- The data:
-=-=-
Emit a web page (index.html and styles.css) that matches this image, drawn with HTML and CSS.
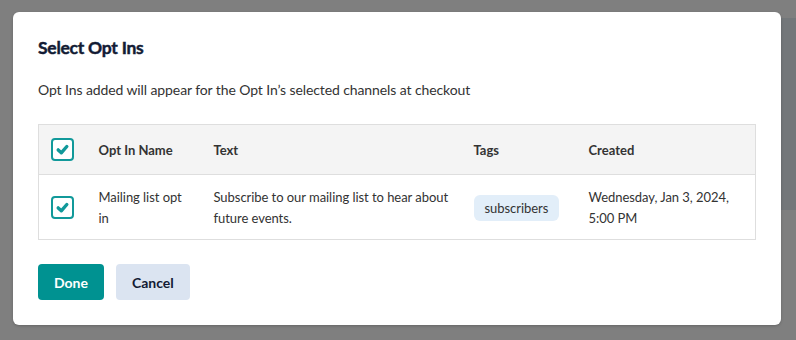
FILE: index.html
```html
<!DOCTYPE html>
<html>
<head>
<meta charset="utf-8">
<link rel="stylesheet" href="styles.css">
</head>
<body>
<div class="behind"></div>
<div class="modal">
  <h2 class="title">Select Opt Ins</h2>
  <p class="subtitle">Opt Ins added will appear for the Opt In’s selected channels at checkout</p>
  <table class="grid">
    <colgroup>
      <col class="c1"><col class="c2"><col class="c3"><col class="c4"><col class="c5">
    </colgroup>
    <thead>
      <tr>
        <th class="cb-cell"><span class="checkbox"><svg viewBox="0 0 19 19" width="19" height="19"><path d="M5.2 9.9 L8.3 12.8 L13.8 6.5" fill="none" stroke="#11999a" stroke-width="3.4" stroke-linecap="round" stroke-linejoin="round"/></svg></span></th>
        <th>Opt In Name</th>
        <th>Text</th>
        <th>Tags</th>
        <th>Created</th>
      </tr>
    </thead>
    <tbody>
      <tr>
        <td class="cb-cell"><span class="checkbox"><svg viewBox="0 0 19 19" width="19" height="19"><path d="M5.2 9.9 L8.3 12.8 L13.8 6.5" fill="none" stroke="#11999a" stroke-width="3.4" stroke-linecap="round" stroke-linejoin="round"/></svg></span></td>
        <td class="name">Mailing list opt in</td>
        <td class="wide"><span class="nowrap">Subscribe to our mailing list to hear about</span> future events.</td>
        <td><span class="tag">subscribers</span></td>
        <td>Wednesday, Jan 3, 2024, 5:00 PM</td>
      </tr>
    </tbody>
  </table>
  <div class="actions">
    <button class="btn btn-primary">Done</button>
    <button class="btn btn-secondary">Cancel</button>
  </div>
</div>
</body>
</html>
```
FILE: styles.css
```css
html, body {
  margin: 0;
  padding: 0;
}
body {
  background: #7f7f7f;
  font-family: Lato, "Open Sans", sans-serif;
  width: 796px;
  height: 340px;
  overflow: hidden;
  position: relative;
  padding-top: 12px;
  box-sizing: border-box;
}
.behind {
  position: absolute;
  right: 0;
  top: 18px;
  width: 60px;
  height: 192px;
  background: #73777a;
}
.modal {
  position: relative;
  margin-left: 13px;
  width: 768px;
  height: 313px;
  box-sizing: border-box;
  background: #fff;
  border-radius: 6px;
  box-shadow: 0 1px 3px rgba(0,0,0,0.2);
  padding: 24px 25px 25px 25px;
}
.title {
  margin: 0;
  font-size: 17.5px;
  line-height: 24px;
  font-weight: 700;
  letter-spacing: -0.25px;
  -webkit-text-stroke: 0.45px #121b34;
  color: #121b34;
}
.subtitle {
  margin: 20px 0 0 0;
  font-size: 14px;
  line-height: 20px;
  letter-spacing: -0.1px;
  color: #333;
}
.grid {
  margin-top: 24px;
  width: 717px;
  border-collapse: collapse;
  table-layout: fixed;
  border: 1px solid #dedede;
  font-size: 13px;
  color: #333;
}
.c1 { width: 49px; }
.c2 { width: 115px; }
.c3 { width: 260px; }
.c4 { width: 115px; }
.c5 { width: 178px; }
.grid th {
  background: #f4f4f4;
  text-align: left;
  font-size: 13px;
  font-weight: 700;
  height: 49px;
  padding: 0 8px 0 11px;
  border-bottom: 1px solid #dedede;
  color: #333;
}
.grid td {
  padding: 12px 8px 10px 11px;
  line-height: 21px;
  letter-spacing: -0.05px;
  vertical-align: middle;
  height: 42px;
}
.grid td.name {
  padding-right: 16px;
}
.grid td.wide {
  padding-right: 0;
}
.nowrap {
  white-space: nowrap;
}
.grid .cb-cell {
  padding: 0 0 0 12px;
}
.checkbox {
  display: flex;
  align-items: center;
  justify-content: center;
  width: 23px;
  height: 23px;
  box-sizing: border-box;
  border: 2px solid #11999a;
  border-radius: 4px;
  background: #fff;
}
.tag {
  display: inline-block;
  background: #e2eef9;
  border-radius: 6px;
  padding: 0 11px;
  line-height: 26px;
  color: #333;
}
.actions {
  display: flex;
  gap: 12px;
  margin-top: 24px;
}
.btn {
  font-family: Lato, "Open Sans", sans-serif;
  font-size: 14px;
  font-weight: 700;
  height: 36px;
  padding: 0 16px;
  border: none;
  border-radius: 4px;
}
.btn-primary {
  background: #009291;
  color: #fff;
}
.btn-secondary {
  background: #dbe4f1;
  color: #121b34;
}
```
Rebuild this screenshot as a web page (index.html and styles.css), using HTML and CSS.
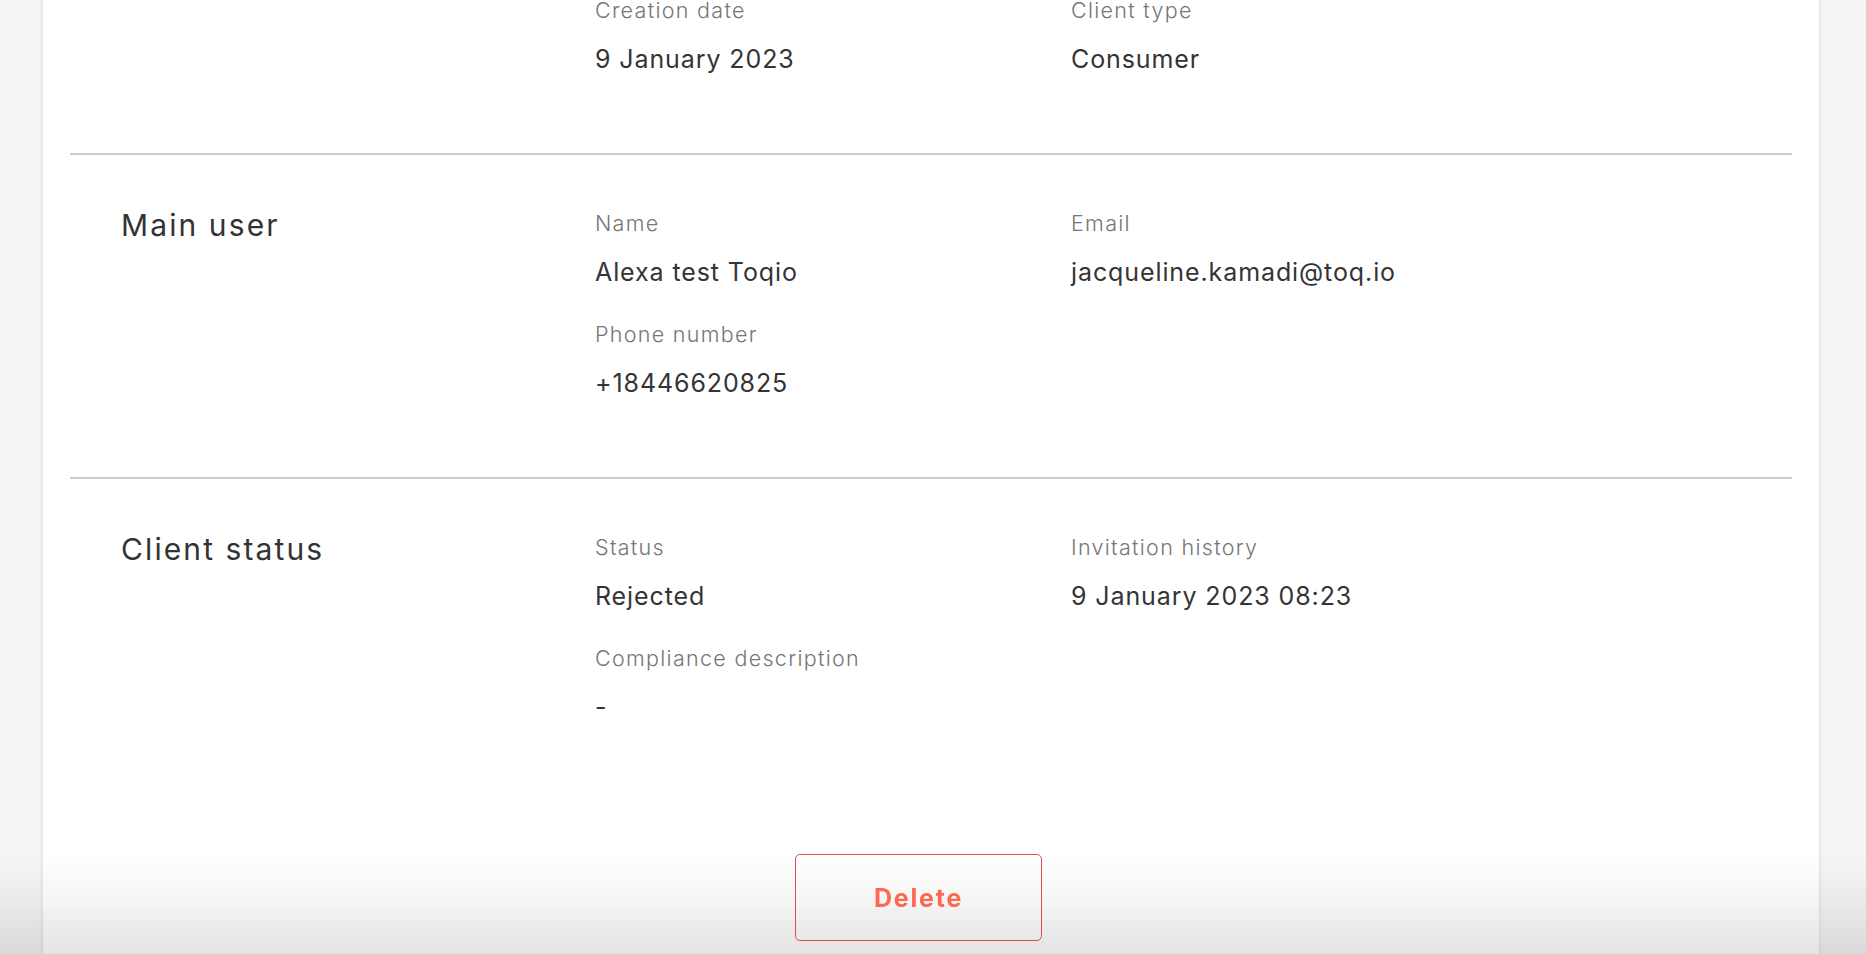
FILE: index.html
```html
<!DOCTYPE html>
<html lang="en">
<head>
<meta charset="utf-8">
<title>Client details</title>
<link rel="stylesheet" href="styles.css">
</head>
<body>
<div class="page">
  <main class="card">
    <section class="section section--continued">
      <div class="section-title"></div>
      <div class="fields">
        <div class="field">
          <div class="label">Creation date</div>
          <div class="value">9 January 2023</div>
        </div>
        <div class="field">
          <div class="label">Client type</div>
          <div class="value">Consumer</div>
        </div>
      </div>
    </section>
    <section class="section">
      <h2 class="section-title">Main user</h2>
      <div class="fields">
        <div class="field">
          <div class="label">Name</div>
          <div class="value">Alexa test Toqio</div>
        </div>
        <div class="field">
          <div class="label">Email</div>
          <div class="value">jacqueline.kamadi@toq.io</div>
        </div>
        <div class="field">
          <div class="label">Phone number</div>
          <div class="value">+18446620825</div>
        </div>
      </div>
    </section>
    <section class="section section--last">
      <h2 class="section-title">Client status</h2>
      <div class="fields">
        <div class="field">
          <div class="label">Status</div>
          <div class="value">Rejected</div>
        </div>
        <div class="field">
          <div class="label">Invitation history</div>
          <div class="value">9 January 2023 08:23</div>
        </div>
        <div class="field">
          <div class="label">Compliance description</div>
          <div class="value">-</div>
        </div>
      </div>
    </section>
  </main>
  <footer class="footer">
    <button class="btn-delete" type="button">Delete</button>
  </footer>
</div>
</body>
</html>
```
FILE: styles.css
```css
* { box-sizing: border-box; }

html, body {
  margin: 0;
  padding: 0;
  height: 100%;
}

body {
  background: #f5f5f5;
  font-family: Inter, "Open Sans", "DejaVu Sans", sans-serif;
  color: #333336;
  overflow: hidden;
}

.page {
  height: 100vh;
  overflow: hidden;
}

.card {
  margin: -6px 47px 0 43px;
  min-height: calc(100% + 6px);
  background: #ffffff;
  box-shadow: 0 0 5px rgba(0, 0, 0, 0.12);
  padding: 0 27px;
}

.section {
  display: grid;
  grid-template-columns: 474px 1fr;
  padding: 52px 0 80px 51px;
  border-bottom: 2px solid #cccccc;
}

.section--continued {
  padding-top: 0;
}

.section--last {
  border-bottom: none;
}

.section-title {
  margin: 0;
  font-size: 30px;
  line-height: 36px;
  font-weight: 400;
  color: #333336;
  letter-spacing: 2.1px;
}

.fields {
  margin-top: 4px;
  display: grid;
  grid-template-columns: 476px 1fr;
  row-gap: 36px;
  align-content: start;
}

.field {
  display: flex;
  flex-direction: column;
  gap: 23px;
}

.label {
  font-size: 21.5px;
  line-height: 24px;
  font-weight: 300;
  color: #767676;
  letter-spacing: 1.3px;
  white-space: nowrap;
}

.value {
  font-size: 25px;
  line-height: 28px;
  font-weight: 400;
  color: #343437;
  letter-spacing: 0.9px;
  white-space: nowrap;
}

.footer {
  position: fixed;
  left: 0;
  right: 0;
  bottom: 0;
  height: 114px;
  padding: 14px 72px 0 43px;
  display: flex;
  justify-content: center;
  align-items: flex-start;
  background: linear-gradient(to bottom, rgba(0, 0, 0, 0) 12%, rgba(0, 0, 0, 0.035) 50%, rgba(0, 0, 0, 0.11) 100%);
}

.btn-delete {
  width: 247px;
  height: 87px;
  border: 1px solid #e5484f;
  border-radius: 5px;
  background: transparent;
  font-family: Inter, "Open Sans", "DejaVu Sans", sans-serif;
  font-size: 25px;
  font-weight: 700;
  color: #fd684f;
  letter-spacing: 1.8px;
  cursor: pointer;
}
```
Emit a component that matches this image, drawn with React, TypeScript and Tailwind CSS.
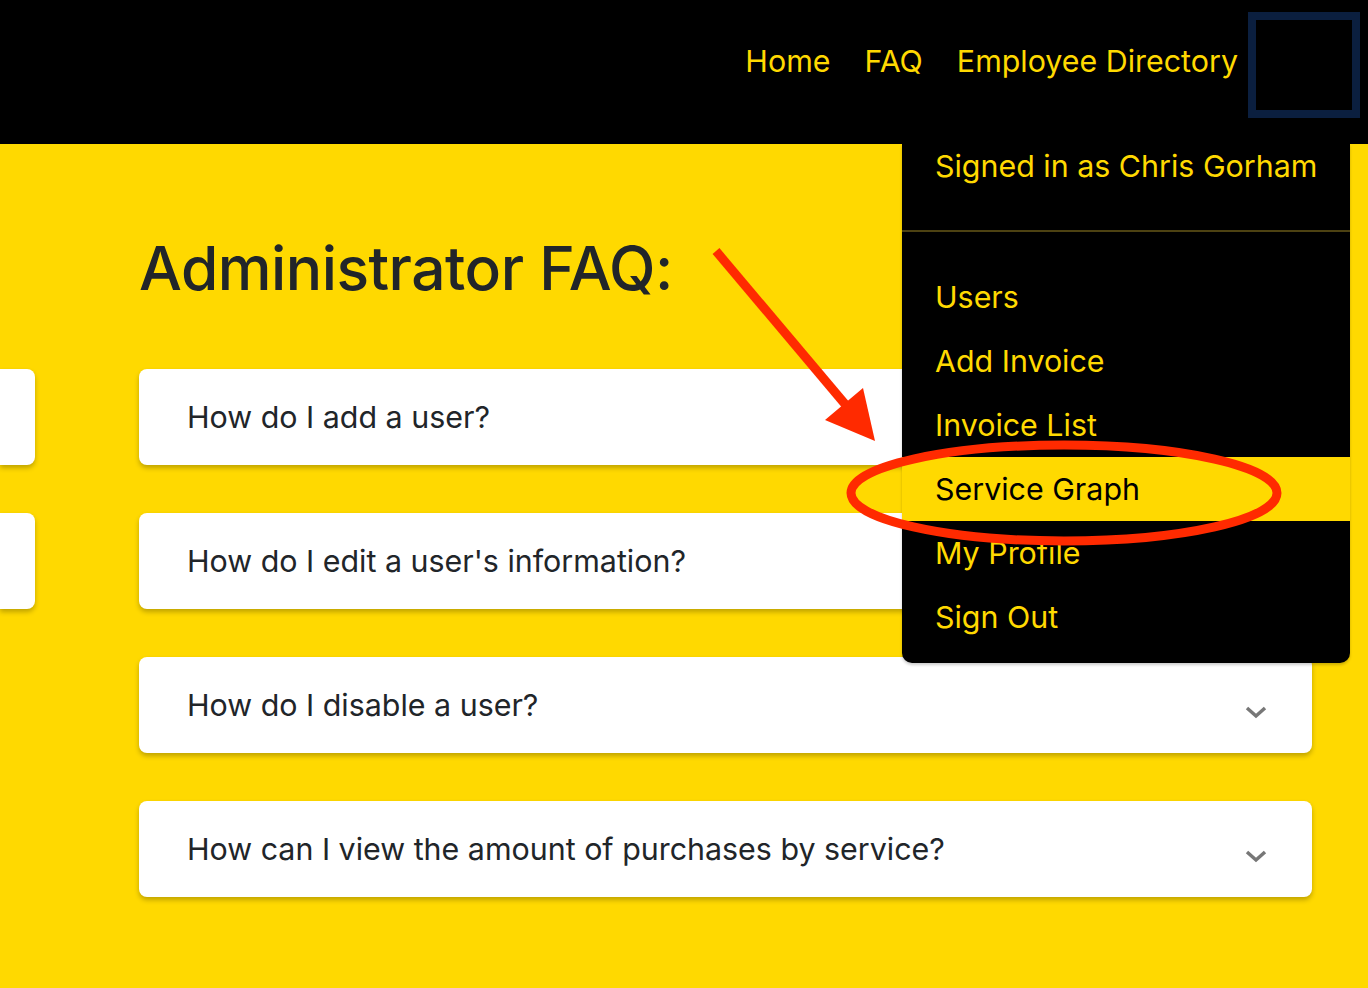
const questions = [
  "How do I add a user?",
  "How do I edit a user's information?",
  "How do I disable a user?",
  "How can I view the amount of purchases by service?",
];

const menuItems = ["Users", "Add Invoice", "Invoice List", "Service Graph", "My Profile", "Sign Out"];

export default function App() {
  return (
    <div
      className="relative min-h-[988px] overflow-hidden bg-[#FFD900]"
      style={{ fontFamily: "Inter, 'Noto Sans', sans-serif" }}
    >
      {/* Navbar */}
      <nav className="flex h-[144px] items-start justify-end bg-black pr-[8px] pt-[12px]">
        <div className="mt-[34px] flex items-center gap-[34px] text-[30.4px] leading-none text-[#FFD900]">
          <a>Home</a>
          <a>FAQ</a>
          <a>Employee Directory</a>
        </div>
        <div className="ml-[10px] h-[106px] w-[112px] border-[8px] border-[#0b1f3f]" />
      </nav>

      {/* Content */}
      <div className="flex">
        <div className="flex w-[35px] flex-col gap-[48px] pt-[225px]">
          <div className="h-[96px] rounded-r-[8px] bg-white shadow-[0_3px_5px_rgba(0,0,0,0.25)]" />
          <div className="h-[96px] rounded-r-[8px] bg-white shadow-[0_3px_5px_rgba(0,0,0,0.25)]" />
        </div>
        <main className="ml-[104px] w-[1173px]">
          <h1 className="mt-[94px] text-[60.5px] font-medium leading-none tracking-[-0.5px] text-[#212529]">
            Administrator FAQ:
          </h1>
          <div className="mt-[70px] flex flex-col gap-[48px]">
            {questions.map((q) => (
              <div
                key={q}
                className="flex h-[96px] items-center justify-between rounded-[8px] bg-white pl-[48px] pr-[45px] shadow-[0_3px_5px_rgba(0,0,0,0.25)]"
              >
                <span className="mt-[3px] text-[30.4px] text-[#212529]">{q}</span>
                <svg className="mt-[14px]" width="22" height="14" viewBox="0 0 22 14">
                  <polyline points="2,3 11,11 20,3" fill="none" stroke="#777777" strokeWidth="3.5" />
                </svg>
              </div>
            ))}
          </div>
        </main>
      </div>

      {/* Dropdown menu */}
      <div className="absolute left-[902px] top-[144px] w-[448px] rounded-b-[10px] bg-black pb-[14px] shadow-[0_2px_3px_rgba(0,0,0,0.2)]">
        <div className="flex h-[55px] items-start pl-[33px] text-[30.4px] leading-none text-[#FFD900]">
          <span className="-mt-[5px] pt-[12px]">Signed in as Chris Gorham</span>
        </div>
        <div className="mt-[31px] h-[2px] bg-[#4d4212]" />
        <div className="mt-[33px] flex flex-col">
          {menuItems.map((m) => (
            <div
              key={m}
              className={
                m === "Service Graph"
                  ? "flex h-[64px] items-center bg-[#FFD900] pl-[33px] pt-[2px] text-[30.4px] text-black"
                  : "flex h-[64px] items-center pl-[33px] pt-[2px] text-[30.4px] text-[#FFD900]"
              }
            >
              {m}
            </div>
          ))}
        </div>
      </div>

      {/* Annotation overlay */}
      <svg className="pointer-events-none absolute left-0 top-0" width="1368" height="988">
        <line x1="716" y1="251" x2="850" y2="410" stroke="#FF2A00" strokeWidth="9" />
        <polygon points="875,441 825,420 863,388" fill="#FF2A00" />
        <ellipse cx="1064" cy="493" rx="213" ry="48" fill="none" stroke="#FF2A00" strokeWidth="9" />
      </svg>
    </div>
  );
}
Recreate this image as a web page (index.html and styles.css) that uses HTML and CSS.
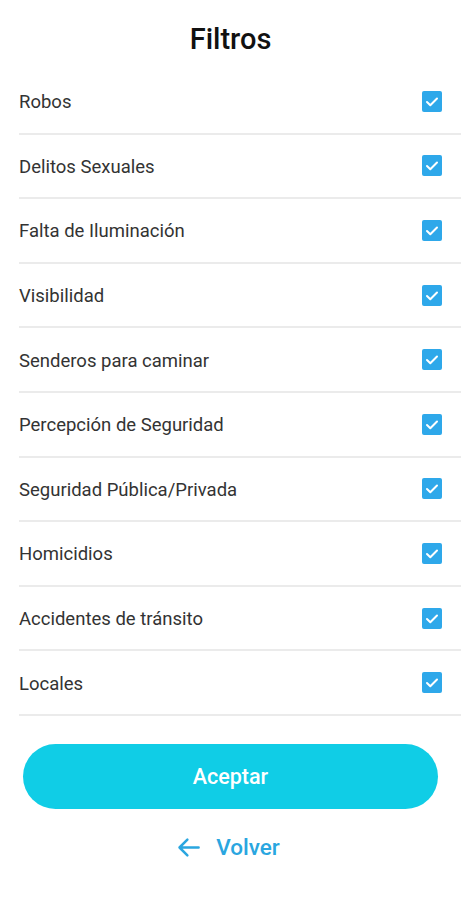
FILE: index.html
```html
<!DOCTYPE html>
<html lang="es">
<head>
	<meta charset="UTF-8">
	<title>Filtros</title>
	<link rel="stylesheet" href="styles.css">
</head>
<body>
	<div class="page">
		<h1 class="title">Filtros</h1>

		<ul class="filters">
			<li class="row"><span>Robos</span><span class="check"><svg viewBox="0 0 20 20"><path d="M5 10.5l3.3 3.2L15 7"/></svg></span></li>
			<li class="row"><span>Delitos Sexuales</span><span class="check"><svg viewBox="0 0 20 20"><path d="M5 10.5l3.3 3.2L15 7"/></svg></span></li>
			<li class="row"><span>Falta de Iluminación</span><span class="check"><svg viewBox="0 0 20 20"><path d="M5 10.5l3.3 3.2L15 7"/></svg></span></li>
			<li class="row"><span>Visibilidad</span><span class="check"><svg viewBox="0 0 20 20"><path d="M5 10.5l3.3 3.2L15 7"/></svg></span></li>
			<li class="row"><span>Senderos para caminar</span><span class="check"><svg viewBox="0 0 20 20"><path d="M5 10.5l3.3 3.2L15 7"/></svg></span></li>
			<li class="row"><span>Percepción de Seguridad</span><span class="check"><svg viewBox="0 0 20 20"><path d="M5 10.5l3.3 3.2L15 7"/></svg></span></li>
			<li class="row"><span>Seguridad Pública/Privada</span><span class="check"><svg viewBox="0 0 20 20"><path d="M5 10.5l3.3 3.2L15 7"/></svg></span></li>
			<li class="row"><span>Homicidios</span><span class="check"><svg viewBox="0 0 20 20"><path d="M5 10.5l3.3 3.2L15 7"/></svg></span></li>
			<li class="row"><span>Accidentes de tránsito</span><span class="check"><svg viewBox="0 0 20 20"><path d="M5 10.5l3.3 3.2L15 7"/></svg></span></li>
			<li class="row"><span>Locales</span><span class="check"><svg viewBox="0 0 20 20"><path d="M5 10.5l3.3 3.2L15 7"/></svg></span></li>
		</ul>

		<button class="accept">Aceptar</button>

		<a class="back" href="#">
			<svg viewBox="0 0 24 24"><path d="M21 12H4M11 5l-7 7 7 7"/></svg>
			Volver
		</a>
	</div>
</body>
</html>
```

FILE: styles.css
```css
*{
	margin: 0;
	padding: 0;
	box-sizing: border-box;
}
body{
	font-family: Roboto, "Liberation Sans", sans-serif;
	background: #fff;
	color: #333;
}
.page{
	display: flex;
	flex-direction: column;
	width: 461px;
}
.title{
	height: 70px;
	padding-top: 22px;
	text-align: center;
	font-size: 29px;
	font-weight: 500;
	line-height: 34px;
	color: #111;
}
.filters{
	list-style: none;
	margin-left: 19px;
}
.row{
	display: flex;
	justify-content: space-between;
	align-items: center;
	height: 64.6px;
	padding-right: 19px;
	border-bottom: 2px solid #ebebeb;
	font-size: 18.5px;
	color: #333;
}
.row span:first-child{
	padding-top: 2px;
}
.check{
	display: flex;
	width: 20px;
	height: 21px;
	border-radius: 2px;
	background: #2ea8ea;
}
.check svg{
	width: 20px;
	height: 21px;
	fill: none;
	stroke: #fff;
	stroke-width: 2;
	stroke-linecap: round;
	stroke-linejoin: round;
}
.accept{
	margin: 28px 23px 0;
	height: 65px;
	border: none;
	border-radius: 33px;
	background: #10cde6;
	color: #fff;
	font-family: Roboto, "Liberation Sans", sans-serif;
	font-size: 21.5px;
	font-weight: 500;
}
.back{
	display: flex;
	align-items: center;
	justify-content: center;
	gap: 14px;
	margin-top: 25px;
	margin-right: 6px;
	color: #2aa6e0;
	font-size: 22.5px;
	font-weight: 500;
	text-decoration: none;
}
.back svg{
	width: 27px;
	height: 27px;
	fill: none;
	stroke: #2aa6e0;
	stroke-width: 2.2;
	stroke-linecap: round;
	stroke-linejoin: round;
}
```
-=-=-
- Prompt: Copy every line that includes the string "image" from the material above.

- Response to this exercise:
Emit a web page (index.html and styles.css) that matches this image, drawn with HTML and CSS.
Emit a component that matches this image, drawn with React, TypeScript and Tailwind CSS.
Recreate this image as a web page (index.html and styles.css) that uses HTML and CSS.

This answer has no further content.